Start Your Personal Brand On The Right Foot

By 2centsricher

Starting a new job is an exciting and stressful experience. On one side, it is satisfying to know that you have been chosen among several other candidates as the best possible option for a specific position. On the other side, as humans often feel, there is a layer nervousness that comes with the unknown and, more importantly, there is the fear that you will not meet expectations and fail. In the past I have written about tips to help you ace your new job. Now, however, I want to touch on a topic that I consider important not only in achieving success in a new position but also in the professional progression that you may, or may not, have in a company.

Who do you want to be?

Just like in social settings, you have only one opportunity to make a first impression with your new employer and colleagues. The first few weeks in your new job will be fundamental in creating your personal brand within that organization. You have to be very careful about what you say, what you do, what you wear and how you present yourself overall. Who do you want to be? What do you want to be known for? Do you want to be the newest office clown who cracks jokes all day and is not taken seriously or do you want to be remembered as the person who was late a couple of times in the first two or three weeks? How about the newbie who comes in every day looking like you slept in your clothes?

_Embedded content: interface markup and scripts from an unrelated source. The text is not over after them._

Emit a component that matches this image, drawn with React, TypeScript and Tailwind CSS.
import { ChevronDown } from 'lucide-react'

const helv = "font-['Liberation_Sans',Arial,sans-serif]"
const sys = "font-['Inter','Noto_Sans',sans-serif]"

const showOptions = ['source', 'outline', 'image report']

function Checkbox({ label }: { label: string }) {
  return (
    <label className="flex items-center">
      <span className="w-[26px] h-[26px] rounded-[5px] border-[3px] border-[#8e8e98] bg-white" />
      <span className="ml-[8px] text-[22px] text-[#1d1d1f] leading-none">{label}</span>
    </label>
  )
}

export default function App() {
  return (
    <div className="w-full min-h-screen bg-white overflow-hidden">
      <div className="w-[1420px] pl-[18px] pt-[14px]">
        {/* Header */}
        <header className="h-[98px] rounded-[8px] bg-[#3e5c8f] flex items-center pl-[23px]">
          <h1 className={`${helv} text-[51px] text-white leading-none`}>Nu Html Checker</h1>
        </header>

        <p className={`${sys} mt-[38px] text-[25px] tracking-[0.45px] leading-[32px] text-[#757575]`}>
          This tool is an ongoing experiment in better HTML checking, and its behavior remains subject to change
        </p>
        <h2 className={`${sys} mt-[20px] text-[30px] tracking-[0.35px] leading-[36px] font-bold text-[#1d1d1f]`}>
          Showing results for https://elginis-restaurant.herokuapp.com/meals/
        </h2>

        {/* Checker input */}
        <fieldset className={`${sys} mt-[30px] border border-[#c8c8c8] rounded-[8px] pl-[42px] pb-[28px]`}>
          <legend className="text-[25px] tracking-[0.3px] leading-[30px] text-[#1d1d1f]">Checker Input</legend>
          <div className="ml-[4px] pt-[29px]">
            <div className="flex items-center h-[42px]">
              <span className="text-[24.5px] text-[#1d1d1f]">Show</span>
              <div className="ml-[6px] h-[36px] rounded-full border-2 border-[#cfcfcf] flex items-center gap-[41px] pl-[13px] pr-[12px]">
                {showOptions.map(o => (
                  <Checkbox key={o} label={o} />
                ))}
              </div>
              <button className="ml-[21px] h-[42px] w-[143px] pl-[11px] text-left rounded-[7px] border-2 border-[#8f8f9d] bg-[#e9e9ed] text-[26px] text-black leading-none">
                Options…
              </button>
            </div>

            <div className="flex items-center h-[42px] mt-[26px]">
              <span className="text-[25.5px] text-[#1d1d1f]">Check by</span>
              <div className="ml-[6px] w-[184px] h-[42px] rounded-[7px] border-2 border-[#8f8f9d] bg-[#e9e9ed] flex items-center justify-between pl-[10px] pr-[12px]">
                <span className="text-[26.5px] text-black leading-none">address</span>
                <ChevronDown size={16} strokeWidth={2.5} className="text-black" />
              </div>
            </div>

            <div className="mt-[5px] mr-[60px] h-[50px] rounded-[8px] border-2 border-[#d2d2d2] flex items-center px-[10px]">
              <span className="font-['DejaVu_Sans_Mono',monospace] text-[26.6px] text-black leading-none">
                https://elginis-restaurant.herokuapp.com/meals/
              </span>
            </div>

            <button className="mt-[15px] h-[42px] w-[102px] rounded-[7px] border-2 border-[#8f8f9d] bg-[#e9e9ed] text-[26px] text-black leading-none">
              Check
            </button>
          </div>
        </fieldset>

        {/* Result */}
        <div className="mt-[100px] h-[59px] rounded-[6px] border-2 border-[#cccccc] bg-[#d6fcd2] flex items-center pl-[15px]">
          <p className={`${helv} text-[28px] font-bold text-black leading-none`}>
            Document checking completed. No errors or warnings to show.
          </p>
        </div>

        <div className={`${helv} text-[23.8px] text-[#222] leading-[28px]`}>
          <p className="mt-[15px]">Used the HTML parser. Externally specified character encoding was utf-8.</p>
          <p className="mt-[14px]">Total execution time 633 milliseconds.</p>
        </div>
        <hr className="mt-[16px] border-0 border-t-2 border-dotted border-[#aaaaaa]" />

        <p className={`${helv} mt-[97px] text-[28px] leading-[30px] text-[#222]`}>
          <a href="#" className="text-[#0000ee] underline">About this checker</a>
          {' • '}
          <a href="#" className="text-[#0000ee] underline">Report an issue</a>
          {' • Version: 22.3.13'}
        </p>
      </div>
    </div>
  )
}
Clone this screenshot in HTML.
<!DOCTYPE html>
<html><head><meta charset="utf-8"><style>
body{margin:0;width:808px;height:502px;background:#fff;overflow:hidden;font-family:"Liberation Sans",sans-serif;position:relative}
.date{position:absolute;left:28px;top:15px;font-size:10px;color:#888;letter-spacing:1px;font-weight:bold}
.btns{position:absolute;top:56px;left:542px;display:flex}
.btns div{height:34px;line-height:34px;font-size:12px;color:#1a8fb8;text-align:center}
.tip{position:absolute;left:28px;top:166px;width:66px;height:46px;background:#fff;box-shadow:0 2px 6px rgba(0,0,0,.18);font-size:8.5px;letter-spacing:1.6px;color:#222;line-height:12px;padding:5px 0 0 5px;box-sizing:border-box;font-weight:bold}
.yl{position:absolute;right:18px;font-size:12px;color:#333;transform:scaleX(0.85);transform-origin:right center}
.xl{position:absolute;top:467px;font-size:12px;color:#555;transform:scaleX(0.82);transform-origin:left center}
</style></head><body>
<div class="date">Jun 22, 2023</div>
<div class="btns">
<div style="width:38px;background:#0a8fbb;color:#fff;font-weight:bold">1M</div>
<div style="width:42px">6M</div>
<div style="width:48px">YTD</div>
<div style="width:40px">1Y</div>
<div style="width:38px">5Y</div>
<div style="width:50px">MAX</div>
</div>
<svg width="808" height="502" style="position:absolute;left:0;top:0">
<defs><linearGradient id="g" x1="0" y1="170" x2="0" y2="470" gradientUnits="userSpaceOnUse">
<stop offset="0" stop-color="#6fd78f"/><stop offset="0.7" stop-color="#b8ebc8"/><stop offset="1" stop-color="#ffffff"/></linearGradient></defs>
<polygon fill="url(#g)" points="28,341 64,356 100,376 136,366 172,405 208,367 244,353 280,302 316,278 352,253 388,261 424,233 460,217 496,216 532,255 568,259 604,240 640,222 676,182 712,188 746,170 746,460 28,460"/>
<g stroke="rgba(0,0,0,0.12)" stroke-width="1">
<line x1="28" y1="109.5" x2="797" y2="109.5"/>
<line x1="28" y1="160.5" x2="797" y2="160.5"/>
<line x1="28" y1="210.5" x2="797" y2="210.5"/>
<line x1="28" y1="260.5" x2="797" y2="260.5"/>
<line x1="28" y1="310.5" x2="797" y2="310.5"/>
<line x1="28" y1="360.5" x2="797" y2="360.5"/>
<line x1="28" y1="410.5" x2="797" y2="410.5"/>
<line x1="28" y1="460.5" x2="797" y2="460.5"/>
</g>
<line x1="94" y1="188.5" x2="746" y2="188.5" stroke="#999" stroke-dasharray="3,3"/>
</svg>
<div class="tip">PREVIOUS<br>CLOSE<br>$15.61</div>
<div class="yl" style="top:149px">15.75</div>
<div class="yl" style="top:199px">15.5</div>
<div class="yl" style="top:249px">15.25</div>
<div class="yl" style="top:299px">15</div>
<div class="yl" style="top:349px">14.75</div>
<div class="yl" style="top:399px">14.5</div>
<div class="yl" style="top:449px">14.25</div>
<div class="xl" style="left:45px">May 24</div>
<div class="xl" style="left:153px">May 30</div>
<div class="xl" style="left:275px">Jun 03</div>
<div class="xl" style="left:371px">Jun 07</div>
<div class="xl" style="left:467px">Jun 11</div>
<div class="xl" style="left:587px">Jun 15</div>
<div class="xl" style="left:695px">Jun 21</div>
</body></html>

Maybe you want to be the person who recently started, learned fast, came in on time, looked presentable, got the job done and met (or exceeded) everyone’s expectations? All of these perceptions about you will be created within the first few weeks.

It is a two-way street

This goes not only for new employees. If someone new starts in your department or company you have the same chance to create a first impression on the new team member. Do you want to be the person with bad working habits who cuts corners or sets bad examples or do you want to be the knowledgeable veteran who is willing to extend a helping hand? After all, you never know where this new person will end up. For all you know he or she might end up being your next boss at some point.

It is not about appearances

I realize that this could be interpreted to sound like I am saying that you have to keep up appearances in the short run until you get comfortable in your new environment or with a new colleague before you revert back to your old (and possibly bad) working habits. This is far from what I am trying to convey here. What I am really saying is that starting a new job or welcoming a new team member in your company is an opportunity. It is a blank slate where you can start from scratch and make a positive and lasting image and impact for the benefit of your new job, yourself and your potential. But, you have to start from the beginning because once people have made up their mind about you being the “clown”, the “late-comer” or the “buck-passer” and it will be extra difficult to change those notions.

You cannot control what people will think about you but what you can control are your actions, the image your present and the results you achieve on a daily basis. So you have to ask yourself: “Who do I want to be?”